**The problem:** Copy all lines below containing "image".

[Data items]
= = = = = = =

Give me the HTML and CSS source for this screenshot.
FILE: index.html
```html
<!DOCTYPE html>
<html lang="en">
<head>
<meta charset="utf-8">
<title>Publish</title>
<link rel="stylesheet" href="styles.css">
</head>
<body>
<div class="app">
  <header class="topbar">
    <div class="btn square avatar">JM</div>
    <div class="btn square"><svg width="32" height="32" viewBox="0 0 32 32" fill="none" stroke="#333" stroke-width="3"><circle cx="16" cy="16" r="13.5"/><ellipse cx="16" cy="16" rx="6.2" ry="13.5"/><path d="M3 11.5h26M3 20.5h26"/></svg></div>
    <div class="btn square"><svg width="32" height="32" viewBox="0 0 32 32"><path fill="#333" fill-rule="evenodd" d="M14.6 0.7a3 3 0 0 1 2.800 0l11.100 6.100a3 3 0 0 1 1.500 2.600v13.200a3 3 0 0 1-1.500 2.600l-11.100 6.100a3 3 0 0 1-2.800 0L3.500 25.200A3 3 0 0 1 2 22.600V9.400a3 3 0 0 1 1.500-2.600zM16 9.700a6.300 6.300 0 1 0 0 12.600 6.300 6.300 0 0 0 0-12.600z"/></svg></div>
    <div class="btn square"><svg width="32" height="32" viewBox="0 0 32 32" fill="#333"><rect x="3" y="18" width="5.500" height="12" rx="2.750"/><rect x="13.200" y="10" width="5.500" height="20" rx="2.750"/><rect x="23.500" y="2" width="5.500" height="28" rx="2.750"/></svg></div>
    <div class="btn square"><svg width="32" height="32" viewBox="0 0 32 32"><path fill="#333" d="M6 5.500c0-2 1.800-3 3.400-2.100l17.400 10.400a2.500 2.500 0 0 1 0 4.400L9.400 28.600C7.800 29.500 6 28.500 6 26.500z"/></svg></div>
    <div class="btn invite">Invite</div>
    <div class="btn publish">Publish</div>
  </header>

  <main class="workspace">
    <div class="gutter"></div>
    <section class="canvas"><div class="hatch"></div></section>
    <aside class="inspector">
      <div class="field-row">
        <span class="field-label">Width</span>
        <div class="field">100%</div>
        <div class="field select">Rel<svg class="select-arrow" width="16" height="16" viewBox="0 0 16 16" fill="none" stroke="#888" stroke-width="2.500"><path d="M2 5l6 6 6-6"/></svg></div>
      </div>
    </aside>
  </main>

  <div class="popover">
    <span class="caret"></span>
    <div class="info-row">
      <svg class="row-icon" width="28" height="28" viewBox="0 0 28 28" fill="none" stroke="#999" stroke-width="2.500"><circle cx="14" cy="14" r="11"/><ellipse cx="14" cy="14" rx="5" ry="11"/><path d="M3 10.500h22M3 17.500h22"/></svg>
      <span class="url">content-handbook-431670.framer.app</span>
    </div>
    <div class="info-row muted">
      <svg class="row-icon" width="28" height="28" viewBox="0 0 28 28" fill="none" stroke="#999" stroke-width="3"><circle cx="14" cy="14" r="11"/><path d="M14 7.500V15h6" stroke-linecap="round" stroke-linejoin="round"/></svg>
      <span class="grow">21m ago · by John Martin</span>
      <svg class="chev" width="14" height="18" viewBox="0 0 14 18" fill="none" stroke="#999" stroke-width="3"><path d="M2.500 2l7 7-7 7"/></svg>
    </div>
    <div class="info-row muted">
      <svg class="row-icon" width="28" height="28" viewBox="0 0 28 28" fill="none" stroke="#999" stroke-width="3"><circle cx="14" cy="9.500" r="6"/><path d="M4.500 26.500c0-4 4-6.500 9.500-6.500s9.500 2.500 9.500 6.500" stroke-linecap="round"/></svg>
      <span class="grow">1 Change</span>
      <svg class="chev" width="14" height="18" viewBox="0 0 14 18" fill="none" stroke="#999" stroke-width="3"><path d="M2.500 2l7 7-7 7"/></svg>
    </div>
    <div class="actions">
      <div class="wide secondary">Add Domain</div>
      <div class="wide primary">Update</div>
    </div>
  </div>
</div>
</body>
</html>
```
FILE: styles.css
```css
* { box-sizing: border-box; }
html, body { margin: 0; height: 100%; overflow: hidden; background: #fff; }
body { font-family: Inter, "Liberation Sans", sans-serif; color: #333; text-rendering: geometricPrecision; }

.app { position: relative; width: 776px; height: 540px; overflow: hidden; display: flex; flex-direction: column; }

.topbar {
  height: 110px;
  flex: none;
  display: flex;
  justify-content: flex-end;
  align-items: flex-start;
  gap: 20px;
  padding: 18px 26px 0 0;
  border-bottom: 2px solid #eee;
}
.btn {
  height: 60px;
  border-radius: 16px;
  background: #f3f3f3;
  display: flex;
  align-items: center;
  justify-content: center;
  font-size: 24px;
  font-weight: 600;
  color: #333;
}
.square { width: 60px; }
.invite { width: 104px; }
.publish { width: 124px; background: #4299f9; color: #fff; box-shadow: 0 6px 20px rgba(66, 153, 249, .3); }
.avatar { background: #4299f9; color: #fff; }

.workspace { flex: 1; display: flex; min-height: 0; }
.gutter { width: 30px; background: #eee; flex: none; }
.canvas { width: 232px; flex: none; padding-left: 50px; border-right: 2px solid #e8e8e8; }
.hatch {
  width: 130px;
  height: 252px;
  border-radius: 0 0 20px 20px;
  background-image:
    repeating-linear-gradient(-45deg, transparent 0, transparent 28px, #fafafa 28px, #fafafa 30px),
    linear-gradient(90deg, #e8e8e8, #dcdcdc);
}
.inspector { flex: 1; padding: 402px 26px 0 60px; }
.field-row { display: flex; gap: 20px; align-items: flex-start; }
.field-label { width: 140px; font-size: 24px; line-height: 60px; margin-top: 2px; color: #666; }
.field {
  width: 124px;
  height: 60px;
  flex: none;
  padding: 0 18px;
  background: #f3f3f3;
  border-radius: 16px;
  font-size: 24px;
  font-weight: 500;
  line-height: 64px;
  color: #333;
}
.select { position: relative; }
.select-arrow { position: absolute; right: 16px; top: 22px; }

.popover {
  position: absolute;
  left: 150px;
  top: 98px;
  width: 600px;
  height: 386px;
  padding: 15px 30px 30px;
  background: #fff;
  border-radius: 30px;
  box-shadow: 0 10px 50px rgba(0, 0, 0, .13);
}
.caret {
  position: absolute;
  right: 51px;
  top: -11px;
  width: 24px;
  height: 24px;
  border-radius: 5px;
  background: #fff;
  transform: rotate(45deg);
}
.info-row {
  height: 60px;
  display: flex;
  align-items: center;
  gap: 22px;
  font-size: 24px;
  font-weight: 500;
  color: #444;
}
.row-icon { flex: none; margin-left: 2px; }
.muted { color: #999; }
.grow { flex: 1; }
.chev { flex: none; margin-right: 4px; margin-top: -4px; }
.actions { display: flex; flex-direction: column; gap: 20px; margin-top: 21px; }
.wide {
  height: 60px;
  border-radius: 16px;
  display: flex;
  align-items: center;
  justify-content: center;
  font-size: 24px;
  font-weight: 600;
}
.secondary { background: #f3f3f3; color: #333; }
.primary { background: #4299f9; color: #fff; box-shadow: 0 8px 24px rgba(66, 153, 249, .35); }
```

= = = = = = =

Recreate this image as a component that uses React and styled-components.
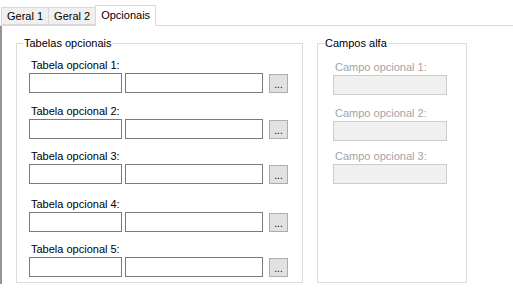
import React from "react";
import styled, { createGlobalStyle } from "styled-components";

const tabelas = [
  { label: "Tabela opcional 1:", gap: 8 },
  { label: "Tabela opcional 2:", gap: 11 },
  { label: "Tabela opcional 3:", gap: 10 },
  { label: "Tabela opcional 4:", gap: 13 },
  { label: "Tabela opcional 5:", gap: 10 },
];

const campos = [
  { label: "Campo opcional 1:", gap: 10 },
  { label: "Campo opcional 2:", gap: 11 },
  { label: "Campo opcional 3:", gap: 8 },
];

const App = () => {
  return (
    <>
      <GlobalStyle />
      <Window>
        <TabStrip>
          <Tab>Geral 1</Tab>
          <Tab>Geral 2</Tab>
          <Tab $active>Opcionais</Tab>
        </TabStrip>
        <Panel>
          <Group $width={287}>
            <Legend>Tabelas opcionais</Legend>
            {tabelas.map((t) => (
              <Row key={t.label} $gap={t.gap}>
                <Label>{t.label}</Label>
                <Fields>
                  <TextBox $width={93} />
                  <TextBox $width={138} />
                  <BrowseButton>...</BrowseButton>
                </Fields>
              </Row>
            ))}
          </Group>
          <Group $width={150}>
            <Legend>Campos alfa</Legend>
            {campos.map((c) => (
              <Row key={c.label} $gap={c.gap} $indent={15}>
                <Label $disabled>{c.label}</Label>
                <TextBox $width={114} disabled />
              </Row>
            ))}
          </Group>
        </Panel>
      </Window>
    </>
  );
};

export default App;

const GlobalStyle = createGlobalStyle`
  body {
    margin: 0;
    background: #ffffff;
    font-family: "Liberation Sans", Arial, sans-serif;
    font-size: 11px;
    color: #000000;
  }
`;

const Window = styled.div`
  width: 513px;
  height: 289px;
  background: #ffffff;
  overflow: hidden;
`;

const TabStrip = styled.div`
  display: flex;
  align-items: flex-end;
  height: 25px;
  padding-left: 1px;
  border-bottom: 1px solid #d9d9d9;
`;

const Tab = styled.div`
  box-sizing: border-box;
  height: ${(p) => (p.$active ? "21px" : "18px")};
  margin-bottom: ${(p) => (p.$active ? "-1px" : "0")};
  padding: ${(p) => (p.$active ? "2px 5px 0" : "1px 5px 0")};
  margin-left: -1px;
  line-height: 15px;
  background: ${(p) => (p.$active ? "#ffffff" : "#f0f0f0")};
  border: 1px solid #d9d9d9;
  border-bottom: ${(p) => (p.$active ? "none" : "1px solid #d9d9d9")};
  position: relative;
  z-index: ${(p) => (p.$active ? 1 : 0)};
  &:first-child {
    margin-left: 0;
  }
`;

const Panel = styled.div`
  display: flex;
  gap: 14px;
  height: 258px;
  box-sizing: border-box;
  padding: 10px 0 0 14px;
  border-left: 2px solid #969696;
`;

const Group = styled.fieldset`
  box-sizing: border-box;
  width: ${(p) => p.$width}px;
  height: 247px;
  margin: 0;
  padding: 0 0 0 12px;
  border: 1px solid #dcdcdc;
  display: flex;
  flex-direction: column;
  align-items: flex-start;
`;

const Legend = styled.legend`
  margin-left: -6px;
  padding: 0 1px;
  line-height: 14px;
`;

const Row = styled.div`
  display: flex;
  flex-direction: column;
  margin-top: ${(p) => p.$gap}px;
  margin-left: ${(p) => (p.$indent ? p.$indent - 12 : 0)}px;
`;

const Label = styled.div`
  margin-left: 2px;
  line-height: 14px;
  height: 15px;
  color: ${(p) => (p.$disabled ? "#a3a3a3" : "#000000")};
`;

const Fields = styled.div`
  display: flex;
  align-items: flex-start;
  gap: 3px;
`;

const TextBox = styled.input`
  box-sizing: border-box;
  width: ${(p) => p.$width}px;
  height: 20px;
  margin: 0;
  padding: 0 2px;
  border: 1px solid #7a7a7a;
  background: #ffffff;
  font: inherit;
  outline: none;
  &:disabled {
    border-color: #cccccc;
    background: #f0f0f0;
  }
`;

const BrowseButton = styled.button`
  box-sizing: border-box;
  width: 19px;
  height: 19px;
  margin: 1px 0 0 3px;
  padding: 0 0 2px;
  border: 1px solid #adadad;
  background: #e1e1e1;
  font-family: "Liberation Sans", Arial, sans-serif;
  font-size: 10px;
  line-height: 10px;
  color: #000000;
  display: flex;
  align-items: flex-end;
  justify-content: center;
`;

= = = = = = =

**Result:**
  background-image:
Recreate this image as a component that uses React and styled-components.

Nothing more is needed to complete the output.